Elevators and Emergency Rooms.
You know, elevators are inspected quite often and a lot of them have the inspection certificates posted. When you get into an elevator you'll see the last date that it was inspected and supposedly proven safe. It stands to reason that people would require that sort of scrutiny in order to get in an elevator, being that if something were to go wrong, they would be falling however much distance it is from the floor that they live on to the ground.
Emergency rooms, and the hospitals they are attached to, are required to maintain a certain level of cleanliness and sterility. Doctors and nurses are certified and approved to do their jobs. Those standards were quite sufficient for many years in order to assure that people wouldn't be harmed when they pay for and use the services provided by the hospital.

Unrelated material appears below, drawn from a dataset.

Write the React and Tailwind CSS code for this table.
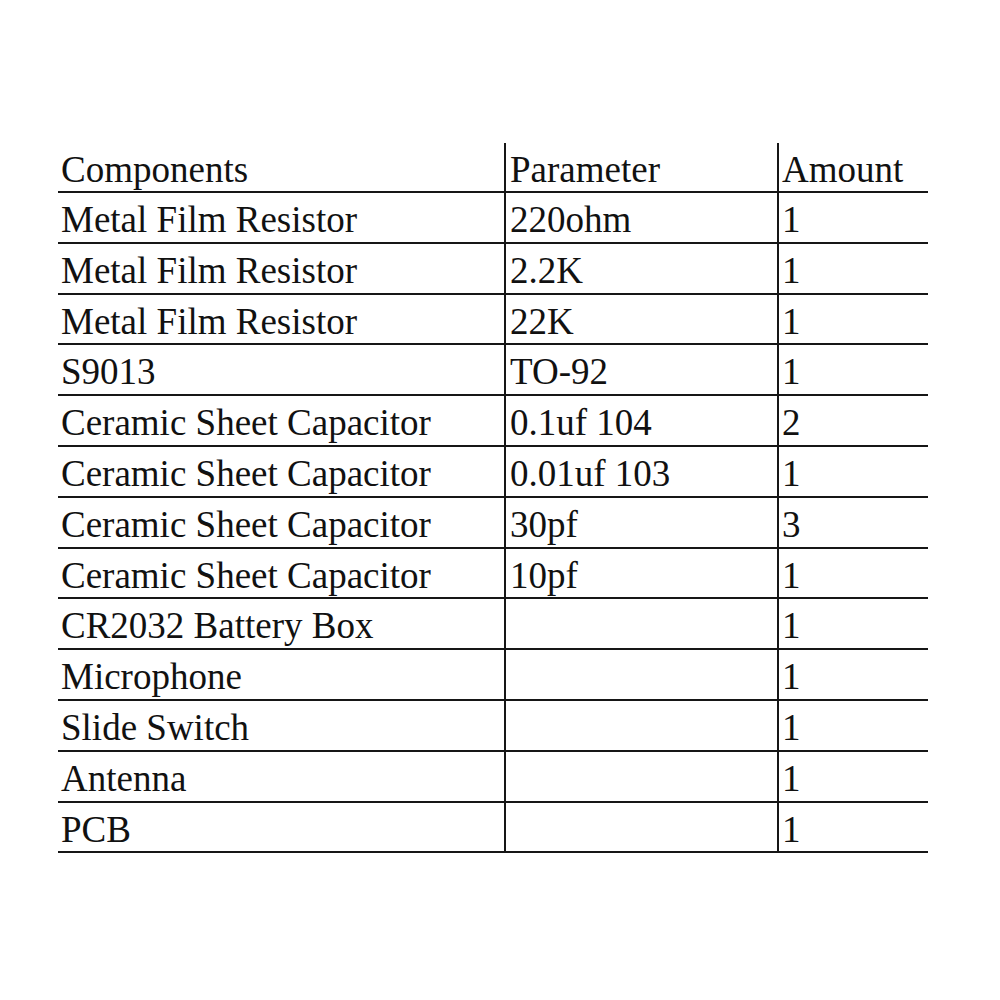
import React from 'react';

const rows = [
  ['Metal Film Resistor', '220ohm', '1'],
  ['Metal Film Resistor', '2.2K', '1'],
  ['Metal Film Resistor', '22K', '1'],
  ['S9013', 'TO-92', '1'],
  ['Ceramic Sheet Capacitor', '0.1uf 104', '2'],
  ['Ceramic Sheet Capacitor', '0.01uf 103', '1'],
  ['Ceramic Sheet Capacitor', '30pf', '3'],
  ['Ceramic Sheet Capacitor', '10pf', '1'],
  ['CR2032 Battery Box', '', '1'],
  ['Microphone', '', '1'],
  ['Slide Switch', '', '1'],
  ['Antenna', '', '1'],
  ['PCB', '', '1'],
];

const Row = ({ cells, height }) => (
  <div className={`flex border-b-2 border-[#161616] ${height}`}>
    <div className="w-[446px] pl-[3px] pt-[3px]">{cells[0]}</div>
    <div className="w-[273px] border-l-2 border-[#161616] pl-[4px] pt-[3px]">{cells[1]}</div>
    <div className="flex-1 border-l-2 border-[#161616] pl-[3px] pt-[3px]">{cells[2]}</div>
  </div>
);

const App = () => {
  return (
    <div className="w-[1000px] h-[1000px] bg-white pt-[143px]">
      <div
        className="ml-[58px] w-[870px] text-[37px] leading-[48px] text-[#111]"
        style={{ fontFamily: '"Liberation Serif", "Times New Roman", serif' }}
      >
        <Row cells={['Components', 'Parameter', 'Amount']} height="h-[50px]" />
        {rows.map((r, i) => (
          <Row key={i} cells={r} height="h-[50.8px]" />
        ))}
      </div>
    </div>
  );
};

export default App;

If the safety checks that are performed on elevators were to somehow begin to fail, I mean if elevators began to fall on a regular basis, then something would need to be done about the standards that were set a long time ago. If not, people would not be able to use elevators with any assurance of their safety.

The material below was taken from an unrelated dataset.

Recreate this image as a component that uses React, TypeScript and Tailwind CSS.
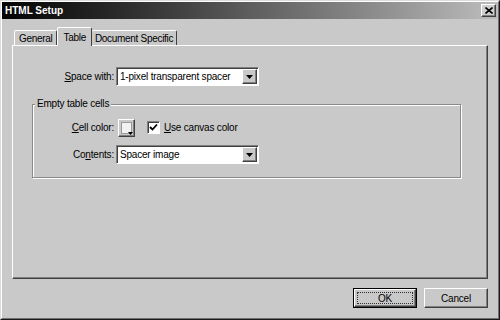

As far as hospitals go, they still use alcohol and sterilization procedures on all their equipment, but something else has failed as of about 4 or 5 years ago. Doctors have failed to uphold their oaths to "above all else, do no harm" and have taken bonus money to inject as many people as possible without checking if that injection might do harm of some sort. I think they are going by a different oath, a hypocritical oath. Medical system has fallen like an elevator that fails. It is no longer safe to enter a hospital and receive any kind of treatment there. Doing so is like entering an elevator that doesn't employ all of the components that make it safe.
The CDC recently updated their guidance telling people that miocarditis is a side effect of the injections. That organization exists to warn us, and to regulate whether something is or is not safe. In this case, they are 6 billion injections too late! We need to find a new adage to describe slow. "A snail's pace" describes the speed of light compared to how slow the CDC has been in doing their job.
The good news is that we now have a good idea of who we cannot trust. The problem is we do not have anything with which to replace hospitals, news organizations, and the government itself. Each of those is its own poison pill, each with its own strain of venom that people are unwilling to refuse.
Trust is something that is hard fought and easily broken. The saying is true on an individual level. It is easy to cut one person out of your life when they mislead you and then take all you have. It is not so easy to do that at scale. The population cannot adapt or accept that such a holocaust has occurred. They continue refusing to recognize, at a societal level, that the very institutions we relied on have been trying to kill us. Some doctors were deceived, others blinded by the bonus checks, and still others were on a quest to silence, fire, and discredit those who did their homework.
If I am ever in an accident, the last thing I want people to do is call an ambulance! I know where that vehicle takes people. Like the Hotel California, you can check in, but you can never leave, at least not healthy or happy.
It has all been a conspiracy and there is nothing theoretical about it.